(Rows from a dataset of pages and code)
.....

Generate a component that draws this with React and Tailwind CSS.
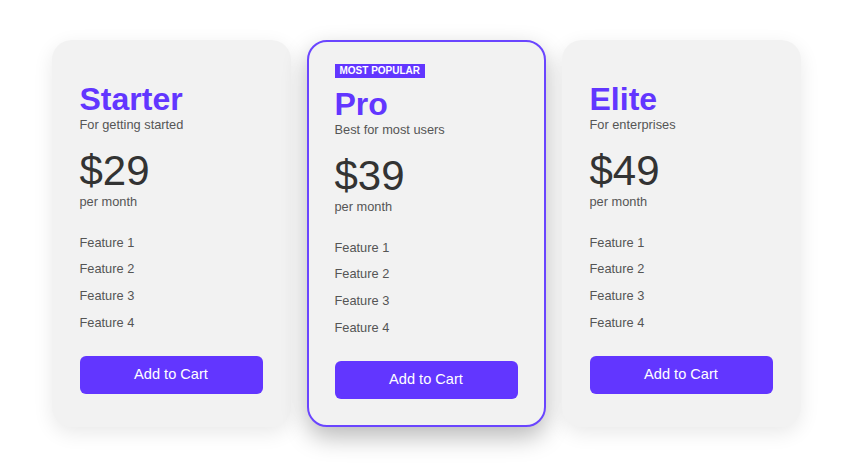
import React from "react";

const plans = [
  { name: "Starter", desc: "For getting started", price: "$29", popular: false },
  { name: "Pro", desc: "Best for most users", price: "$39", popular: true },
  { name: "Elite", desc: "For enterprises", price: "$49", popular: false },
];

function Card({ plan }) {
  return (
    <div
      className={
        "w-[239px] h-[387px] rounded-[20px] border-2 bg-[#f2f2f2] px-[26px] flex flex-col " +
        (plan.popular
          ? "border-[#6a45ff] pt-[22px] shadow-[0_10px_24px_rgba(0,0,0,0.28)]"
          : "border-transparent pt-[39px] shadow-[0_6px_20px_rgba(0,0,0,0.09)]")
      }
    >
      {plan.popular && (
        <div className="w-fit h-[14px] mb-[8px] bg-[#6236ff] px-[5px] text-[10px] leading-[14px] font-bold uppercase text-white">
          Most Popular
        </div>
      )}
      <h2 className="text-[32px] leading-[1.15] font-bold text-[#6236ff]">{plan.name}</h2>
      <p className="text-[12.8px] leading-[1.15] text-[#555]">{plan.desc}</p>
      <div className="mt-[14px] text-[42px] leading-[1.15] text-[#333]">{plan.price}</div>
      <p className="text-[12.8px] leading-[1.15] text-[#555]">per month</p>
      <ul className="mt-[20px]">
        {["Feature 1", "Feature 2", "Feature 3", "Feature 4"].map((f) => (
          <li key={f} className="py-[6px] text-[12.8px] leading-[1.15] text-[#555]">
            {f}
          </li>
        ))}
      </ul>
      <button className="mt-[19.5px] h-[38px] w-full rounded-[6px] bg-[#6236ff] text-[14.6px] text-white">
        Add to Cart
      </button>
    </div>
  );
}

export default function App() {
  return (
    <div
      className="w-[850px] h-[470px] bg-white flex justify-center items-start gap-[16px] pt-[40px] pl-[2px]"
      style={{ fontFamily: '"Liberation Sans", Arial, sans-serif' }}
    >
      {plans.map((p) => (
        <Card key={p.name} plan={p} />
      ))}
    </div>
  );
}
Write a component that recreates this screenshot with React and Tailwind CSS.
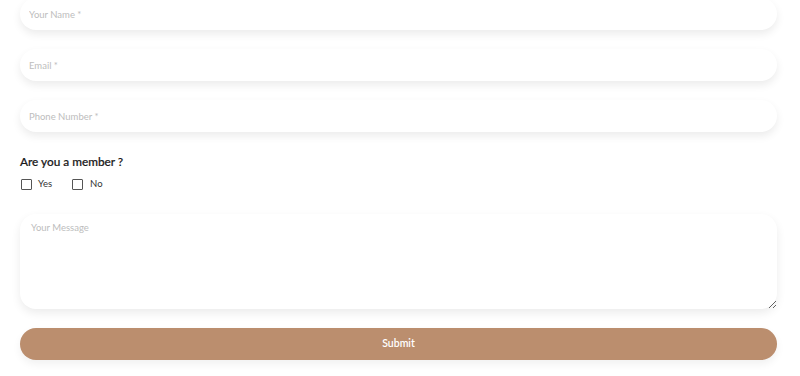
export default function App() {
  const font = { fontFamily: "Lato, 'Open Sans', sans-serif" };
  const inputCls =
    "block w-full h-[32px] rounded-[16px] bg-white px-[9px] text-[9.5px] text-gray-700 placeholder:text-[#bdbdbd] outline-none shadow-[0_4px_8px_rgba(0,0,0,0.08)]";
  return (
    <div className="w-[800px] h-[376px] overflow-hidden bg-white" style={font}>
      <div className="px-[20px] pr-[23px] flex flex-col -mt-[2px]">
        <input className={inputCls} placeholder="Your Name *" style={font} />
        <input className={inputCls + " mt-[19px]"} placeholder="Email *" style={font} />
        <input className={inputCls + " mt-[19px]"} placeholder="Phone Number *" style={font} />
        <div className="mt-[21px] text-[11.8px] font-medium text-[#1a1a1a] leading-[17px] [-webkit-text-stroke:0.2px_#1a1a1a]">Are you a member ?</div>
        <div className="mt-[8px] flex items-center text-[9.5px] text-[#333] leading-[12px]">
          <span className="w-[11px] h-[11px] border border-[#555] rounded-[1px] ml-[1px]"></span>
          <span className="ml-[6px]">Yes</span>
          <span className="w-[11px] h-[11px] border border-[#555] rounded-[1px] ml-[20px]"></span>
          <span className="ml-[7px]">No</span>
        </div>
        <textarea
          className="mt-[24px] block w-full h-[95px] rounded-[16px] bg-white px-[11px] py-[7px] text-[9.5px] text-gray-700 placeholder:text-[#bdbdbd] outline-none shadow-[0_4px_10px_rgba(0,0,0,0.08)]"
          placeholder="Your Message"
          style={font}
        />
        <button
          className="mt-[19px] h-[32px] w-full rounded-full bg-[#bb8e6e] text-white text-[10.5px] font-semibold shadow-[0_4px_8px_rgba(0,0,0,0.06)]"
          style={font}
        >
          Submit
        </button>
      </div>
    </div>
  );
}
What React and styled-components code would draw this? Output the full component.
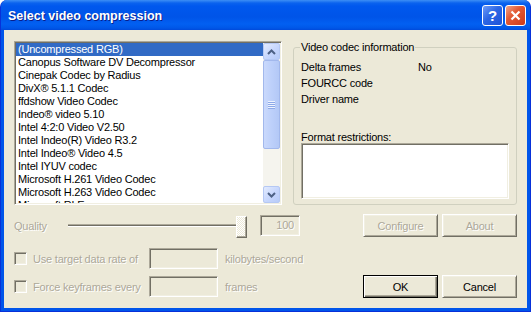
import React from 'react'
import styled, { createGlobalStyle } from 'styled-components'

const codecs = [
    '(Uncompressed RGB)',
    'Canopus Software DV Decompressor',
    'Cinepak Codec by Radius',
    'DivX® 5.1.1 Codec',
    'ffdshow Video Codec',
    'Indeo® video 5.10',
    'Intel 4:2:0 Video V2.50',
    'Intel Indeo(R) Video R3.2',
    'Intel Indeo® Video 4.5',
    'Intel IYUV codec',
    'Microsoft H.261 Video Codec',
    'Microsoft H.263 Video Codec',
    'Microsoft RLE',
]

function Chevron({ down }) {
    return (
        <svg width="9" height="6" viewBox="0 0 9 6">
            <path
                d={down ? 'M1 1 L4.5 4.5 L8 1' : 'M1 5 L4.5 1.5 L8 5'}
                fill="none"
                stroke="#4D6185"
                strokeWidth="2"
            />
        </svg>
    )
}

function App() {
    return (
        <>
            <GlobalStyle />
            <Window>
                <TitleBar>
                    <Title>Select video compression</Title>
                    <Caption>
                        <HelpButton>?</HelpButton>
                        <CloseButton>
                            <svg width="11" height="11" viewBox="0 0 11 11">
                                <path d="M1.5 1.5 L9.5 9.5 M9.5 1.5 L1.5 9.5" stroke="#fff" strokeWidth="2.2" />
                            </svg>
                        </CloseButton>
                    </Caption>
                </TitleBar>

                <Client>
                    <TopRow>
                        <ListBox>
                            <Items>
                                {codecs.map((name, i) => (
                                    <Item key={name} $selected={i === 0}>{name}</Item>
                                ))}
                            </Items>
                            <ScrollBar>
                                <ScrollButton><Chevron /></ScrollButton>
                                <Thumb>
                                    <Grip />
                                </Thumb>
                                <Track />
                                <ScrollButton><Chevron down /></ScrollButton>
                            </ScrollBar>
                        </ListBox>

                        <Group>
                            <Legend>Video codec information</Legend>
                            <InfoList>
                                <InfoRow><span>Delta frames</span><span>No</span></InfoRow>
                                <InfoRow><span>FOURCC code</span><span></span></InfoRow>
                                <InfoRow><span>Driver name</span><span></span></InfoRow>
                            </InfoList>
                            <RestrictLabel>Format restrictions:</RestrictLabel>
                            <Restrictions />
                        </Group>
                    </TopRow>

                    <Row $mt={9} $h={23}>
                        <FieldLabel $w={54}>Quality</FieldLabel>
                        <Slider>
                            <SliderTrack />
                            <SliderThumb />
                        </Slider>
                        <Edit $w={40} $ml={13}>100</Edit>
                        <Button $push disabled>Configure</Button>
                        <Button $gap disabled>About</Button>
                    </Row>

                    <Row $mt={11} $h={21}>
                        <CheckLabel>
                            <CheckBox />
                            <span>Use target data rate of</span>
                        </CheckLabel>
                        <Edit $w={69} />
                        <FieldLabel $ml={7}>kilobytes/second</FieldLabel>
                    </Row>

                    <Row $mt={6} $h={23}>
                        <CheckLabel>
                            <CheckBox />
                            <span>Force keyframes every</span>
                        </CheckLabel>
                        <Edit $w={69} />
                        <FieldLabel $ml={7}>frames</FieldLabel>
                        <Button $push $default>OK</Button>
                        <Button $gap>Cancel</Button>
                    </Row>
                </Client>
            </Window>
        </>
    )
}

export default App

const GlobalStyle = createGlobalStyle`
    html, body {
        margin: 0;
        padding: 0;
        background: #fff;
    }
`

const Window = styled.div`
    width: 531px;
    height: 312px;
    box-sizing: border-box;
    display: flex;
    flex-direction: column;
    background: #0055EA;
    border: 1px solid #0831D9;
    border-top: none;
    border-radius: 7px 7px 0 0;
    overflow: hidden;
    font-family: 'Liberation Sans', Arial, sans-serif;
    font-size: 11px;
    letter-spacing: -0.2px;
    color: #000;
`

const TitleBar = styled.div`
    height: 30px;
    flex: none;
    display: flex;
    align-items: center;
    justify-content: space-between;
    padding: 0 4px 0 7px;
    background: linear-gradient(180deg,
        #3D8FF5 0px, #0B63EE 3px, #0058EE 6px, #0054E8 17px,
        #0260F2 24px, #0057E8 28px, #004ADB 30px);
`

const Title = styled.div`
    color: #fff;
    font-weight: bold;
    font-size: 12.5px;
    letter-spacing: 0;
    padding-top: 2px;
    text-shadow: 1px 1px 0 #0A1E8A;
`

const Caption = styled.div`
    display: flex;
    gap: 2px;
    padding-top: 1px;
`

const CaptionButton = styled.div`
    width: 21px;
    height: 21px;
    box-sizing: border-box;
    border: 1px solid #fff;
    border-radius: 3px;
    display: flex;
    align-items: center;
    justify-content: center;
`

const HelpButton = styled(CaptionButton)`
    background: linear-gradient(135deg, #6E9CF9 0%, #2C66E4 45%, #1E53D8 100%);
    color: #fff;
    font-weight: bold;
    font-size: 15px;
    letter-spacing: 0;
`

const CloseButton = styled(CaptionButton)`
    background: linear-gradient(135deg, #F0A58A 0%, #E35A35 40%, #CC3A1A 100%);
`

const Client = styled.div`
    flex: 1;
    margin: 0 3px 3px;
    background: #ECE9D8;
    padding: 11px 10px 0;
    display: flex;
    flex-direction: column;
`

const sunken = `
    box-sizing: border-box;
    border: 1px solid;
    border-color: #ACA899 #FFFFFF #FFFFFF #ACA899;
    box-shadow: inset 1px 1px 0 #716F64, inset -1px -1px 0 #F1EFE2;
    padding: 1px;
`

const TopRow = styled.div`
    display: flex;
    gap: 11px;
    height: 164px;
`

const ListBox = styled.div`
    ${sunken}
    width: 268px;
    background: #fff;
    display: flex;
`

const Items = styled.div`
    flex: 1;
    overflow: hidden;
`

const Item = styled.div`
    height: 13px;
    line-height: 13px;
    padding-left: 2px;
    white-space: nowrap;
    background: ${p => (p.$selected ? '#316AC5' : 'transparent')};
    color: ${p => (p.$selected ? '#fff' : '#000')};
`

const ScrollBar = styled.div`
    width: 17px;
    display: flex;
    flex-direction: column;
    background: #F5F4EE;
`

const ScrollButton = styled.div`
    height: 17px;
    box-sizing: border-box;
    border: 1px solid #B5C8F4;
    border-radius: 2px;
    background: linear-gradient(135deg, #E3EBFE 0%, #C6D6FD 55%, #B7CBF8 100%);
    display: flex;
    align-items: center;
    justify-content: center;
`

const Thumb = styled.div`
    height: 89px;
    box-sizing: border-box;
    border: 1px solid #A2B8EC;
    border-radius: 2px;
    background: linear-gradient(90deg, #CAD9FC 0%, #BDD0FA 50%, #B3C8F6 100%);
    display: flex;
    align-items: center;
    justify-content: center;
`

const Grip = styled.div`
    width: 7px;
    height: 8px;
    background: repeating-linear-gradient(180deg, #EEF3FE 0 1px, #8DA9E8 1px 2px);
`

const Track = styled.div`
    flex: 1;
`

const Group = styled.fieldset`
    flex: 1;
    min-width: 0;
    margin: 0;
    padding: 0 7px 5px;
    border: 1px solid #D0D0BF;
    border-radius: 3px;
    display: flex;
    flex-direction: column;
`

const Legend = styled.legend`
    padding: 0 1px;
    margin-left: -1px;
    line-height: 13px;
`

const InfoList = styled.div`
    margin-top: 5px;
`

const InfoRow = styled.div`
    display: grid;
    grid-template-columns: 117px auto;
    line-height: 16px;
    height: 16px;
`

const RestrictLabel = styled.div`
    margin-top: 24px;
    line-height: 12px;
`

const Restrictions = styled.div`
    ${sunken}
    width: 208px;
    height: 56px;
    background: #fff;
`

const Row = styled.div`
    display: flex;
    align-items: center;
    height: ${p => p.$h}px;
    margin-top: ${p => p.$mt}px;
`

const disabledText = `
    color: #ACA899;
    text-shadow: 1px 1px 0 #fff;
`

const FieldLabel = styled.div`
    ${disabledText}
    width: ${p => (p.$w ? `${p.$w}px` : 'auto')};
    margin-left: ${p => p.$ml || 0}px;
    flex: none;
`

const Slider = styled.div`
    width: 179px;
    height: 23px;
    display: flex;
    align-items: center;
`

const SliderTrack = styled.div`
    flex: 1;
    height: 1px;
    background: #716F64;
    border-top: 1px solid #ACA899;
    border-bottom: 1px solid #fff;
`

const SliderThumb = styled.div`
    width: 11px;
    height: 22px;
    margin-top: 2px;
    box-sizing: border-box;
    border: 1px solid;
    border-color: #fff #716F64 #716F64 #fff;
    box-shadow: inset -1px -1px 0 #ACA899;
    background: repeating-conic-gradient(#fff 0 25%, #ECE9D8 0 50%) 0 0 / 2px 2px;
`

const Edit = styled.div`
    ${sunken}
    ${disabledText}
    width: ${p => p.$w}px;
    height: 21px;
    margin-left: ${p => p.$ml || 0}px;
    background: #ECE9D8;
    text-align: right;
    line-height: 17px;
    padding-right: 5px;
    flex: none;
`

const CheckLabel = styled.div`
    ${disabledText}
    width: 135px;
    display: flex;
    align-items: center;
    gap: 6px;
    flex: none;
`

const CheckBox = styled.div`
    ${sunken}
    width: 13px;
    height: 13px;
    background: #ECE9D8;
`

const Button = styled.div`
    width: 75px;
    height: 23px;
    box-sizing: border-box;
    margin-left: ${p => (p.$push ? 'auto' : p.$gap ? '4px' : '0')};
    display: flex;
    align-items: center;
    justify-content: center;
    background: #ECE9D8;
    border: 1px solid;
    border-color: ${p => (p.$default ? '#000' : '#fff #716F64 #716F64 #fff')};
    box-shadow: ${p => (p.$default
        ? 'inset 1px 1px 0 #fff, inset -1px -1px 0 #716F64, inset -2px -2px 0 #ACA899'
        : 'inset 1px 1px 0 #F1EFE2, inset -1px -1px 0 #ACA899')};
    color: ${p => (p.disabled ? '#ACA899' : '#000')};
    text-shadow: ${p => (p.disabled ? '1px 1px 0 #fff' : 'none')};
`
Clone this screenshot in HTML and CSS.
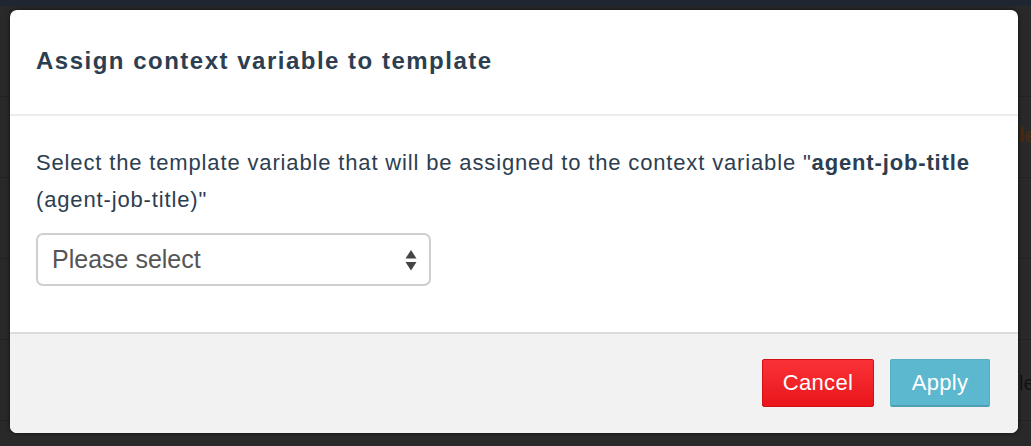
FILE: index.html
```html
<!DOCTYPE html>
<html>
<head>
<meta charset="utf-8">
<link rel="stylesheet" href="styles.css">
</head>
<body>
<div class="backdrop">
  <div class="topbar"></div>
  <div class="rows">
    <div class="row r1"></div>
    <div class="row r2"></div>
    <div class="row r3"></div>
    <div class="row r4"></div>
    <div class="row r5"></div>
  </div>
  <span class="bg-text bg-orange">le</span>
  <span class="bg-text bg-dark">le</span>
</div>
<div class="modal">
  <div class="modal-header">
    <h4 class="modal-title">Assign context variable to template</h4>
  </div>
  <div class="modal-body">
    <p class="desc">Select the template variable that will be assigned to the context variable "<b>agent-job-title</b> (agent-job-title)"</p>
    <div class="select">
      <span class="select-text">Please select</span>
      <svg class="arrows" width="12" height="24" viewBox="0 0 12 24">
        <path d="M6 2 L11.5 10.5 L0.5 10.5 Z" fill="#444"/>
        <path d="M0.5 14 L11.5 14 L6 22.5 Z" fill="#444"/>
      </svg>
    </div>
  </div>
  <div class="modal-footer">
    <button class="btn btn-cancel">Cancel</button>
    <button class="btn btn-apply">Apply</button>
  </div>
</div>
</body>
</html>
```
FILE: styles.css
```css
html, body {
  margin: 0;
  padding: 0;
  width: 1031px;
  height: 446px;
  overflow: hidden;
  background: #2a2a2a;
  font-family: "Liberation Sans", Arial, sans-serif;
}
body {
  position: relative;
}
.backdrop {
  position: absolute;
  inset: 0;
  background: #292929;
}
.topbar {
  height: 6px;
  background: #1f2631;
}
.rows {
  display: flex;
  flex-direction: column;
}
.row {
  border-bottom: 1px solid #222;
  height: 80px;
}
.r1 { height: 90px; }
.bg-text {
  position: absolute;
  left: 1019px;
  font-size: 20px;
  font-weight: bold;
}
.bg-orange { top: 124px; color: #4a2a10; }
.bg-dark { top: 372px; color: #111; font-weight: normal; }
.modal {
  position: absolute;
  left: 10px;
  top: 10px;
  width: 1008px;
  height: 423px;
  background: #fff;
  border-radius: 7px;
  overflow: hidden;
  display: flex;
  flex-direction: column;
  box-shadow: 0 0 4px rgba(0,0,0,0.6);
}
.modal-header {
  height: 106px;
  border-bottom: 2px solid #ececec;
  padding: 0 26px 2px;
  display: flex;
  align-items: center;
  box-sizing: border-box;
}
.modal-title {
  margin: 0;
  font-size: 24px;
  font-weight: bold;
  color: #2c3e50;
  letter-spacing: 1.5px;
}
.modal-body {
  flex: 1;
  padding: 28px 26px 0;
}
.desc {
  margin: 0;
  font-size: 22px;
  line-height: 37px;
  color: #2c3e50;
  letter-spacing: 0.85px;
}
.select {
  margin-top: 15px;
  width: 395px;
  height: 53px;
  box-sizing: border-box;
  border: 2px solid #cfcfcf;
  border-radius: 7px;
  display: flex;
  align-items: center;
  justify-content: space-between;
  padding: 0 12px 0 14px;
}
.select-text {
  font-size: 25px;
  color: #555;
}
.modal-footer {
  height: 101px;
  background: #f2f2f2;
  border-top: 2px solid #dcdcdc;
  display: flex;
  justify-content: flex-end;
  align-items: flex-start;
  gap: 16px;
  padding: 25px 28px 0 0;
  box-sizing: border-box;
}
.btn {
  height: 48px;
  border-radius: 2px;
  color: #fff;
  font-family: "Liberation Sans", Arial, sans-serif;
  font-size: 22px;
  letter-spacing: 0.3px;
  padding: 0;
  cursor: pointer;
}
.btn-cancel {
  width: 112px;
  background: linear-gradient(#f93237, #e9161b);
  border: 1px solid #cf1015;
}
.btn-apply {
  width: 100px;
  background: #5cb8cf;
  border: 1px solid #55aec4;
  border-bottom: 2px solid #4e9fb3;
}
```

.....

__SET TASK__
Exactly how many lines contain "Tailwind"? State the number and nothing else.

__TASK RESULT__
2